Dataset content -
****

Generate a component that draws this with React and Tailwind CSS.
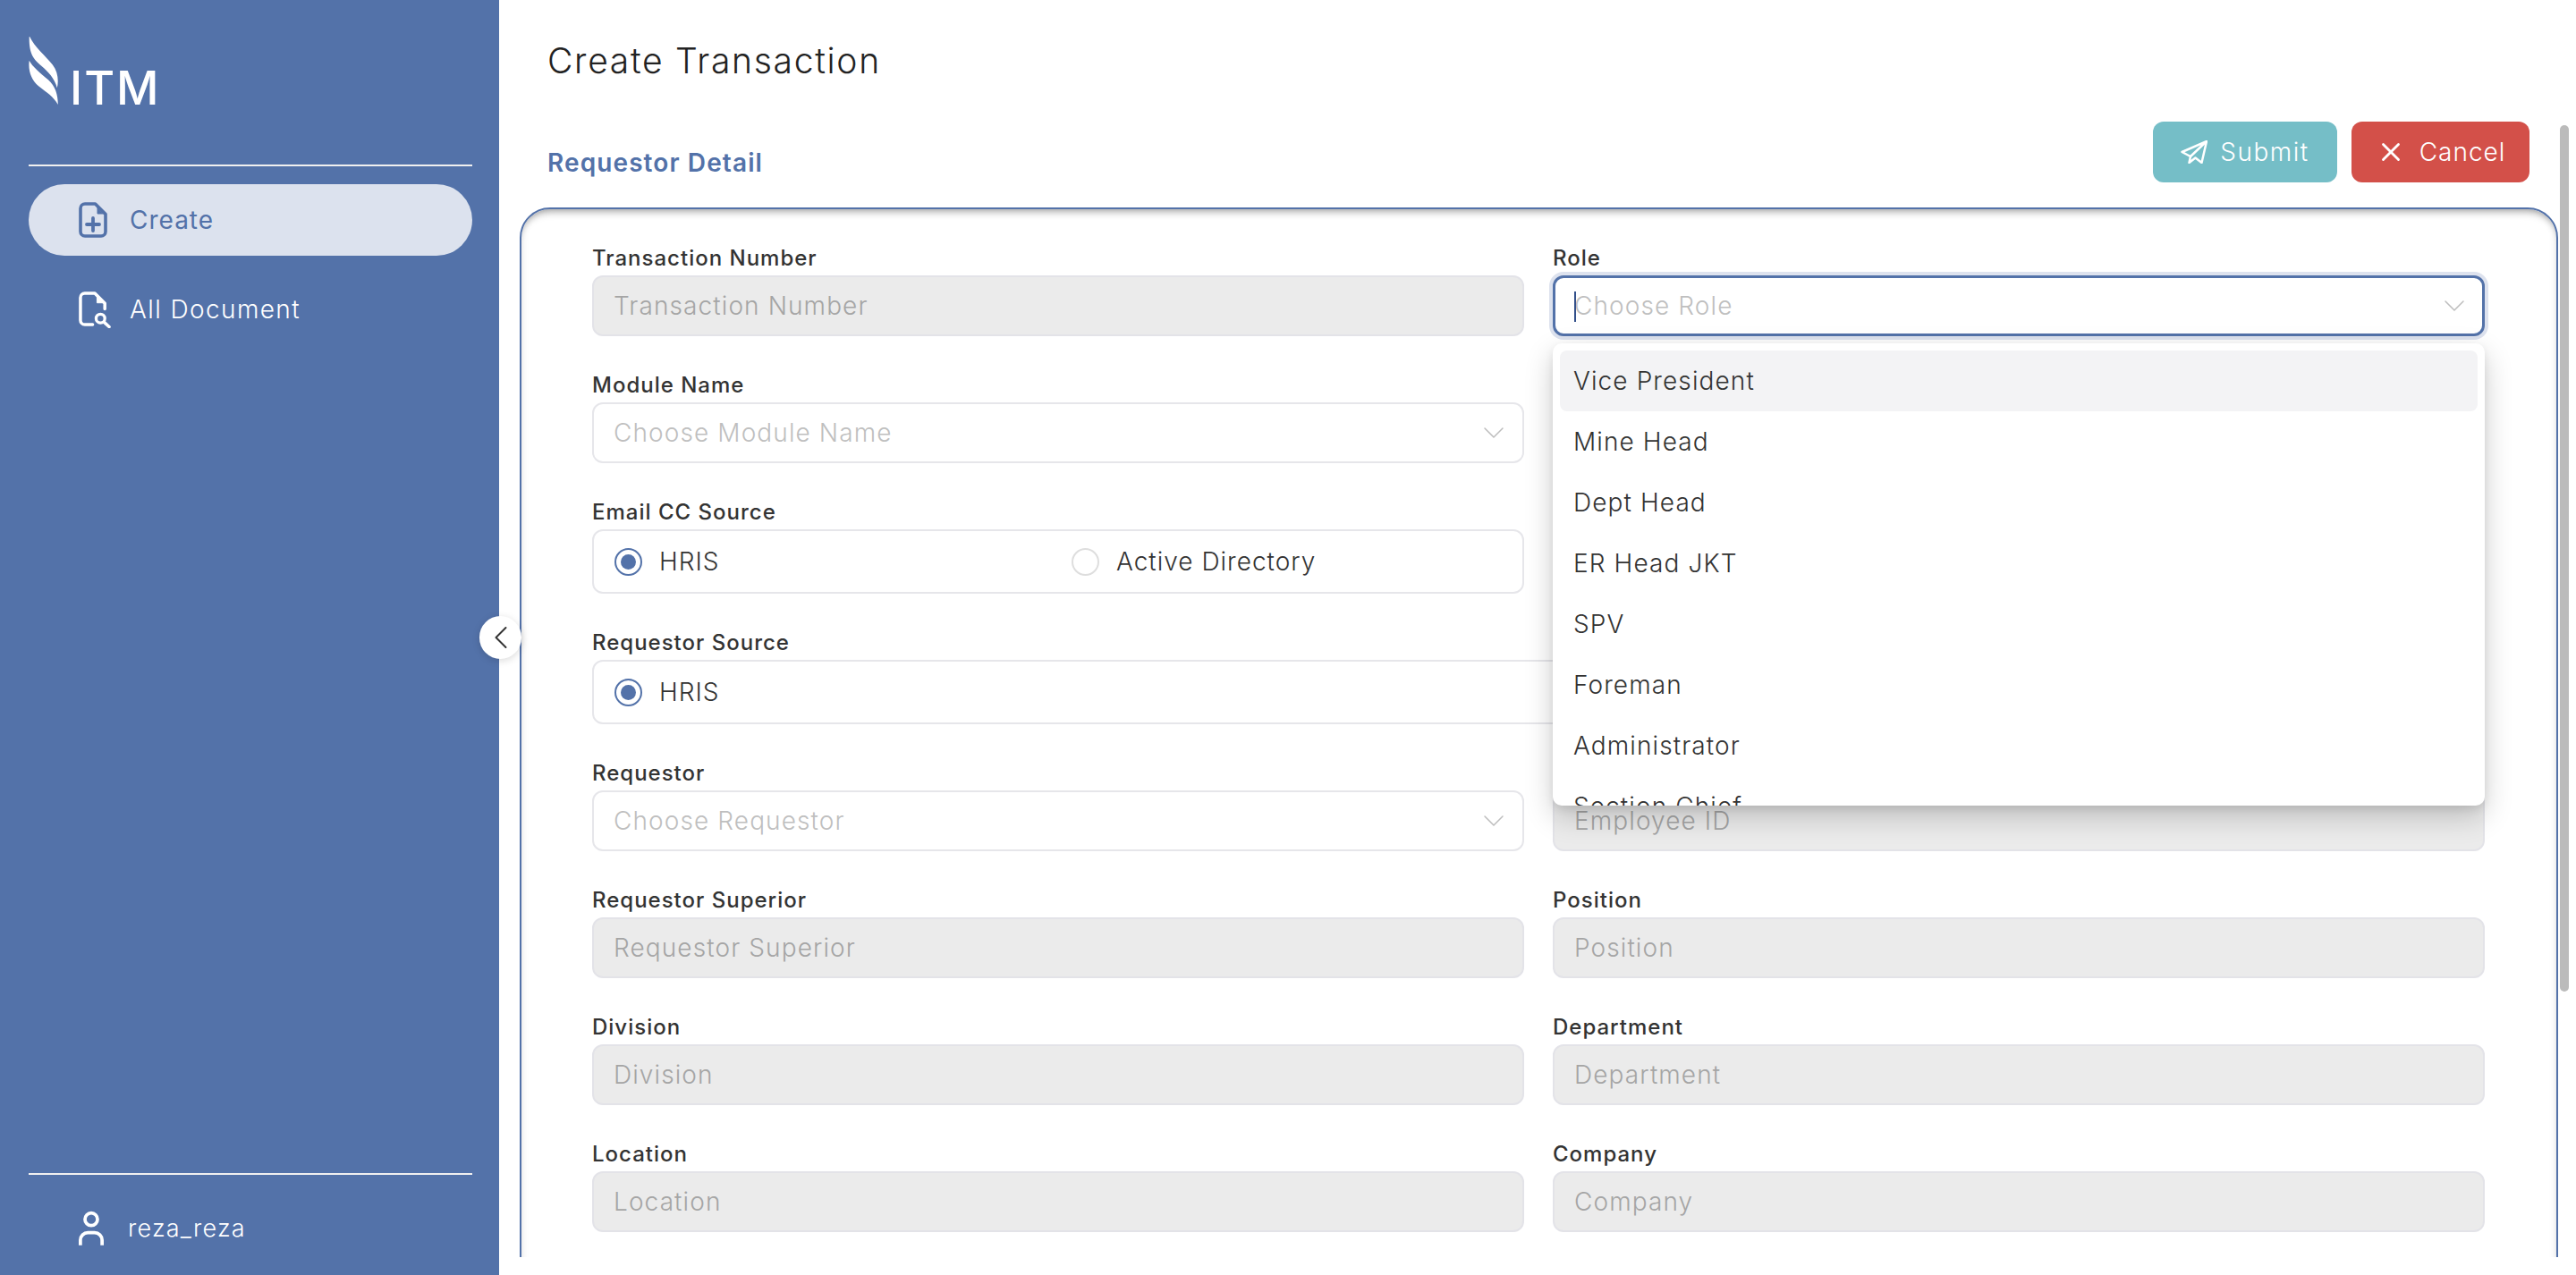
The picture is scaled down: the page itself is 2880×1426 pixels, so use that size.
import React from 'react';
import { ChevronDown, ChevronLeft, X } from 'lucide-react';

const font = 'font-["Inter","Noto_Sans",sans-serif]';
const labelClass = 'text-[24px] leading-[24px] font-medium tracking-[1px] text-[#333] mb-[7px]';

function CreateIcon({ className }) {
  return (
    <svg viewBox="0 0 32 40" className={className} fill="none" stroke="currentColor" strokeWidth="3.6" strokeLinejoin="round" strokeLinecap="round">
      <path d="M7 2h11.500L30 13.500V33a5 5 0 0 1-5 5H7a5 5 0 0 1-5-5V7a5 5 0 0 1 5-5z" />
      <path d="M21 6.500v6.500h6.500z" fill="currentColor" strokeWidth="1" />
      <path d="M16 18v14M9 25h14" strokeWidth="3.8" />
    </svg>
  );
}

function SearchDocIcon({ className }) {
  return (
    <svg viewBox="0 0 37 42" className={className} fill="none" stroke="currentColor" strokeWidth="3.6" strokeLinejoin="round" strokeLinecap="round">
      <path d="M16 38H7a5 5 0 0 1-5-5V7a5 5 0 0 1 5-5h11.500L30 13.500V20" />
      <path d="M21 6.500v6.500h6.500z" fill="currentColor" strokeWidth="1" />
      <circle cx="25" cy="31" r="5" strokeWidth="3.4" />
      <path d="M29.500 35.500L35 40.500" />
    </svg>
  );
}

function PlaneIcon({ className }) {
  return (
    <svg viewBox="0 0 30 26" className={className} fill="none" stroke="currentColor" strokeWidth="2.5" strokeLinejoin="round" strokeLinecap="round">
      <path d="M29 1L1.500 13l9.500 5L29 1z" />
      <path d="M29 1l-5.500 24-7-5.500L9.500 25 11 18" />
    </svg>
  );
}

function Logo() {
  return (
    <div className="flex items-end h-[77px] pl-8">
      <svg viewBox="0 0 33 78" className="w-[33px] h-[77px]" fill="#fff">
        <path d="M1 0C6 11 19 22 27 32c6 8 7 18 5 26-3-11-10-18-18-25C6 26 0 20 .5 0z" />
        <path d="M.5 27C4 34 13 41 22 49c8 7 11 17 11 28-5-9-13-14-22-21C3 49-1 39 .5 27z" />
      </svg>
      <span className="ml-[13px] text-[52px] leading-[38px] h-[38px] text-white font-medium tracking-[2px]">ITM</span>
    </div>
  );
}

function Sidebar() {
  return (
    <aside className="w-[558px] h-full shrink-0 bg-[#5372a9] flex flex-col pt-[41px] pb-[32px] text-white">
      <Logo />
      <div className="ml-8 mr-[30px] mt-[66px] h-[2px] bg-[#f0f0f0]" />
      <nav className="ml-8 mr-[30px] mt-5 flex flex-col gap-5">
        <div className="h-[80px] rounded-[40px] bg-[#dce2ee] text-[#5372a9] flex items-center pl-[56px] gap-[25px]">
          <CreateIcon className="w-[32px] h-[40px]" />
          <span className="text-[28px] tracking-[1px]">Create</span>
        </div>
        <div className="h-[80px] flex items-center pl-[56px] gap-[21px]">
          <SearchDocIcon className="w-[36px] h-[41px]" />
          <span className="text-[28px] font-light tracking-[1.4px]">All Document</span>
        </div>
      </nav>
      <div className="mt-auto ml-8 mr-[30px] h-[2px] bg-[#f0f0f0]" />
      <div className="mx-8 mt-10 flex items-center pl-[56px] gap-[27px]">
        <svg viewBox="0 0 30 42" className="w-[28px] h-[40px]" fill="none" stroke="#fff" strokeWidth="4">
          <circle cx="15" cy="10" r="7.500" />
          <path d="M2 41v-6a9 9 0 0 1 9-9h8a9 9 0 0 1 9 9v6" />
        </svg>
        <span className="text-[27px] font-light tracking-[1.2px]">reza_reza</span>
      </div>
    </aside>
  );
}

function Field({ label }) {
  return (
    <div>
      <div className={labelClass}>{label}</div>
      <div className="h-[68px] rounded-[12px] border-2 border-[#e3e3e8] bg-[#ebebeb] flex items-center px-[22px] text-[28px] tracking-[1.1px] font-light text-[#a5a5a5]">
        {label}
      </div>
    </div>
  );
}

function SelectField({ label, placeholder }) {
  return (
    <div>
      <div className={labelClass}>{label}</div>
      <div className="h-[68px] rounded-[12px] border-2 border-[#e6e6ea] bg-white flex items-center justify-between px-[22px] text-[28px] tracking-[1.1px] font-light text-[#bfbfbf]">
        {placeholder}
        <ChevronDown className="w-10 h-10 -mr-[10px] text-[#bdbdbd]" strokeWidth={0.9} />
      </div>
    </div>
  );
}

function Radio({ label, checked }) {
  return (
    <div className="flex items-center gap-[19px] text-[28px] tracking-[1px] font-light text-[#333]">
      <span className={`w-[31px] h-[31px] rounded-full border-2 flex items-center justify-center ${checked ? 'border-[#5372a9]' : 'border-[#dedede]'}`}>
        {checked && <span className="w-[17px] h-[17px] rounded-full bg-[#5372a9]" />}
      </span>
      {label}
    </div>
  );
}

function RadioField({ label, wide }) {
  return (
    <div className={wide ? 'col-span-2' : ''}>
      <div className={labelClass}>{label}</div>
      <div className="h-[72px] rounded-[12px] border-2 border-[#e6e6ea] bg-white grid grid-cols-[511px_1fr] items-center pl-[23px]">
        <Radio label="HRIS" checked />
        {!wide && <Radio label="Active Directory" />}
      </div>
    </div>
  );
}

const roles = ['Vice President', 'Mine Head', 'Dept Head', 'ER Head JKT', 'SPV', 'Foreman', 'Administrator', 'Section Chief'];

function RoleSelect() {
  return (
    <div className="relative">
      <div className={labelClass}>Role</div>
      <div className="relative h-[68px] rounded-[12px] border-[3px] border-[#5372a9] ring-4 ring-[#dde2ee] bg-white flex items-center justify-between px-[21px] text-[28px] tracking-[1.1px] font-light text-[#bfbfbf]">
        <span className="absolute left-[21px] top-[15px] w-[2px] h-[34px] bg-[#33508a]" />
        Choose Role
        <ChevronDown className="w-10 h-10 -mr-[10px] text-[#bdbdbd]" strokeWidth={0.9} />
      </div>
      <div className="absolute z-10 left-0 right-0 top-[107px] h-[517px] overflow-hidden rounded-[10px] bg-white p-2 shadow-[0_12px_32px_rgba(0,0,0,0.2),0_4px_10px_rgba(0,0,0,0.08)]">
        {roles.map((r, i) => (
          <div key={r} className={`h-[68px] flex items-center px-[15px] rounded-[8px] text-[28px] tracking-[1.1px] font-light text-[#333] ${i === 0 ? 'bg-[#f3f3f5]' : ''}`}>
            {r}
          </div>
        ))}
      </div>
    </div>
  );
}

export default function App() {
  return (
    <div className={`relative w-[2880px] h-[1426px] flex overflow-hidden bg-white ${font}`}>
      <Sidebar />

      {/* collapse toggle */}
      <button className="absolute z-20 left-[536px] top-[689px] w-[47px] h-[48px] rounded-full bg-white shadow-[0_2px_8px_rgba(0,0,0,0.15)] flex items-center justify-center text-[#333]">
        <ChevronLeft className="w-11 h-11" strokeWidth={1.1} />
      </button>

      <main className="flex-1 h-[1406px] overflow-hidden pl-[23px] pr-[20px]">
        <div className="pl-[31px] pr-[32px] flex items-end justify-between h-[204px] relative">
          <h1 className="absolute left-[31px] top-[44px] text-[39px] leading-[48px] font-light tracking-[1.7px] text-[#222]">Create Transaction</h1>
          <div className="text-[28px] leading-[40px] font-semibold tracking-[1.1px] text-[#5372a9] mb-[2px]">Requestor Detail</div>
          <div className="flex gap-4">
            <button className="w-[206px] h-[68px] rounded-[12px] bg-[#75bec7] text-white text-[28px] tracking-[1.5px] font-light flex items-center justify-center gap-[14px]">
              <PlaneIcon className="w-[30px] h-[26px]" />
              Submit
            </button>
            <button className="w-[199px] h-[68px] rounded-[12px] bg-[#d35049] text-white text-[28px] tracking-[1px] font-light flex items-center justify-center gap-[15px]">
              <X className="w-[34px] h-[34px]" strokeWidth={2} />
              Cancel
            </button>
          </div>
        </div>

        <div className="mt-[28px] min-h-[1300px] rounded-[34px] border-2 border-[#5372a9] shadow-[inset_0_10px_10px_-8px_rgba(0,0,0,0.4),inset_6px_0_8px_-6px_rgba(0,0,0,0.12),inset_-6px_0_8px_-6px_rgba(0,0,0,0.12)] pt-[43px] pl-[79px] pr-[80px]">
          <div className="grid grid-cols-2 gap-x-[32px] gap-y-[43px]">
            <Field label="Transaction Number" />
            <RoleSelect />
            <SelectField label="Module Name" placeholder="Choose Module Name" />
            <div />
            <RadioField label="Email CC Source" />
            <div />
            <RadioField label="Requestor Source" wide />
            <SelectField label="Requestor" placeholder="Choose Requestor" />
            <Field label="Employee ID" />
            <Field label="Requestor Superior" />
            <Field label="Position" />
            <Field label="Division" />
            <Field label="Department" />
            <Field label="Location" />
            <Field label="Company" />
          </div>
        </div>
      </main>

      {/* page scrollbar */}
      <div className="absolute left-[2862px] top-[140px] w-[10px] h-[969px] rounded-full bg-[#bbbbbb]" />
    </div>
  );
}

****

Task requirements -
Go through the material above and output exactly the lines from the one containing "The picture is" through the one containing "ChevronDown, ChevronLeft, X".

Result of the task -
The picture is scaled down: the page itself is 2880×1426 pixels, so use that size.
import React from 'react';
import { ChevronDown, ChevronLeft, X } from 'lucide-react';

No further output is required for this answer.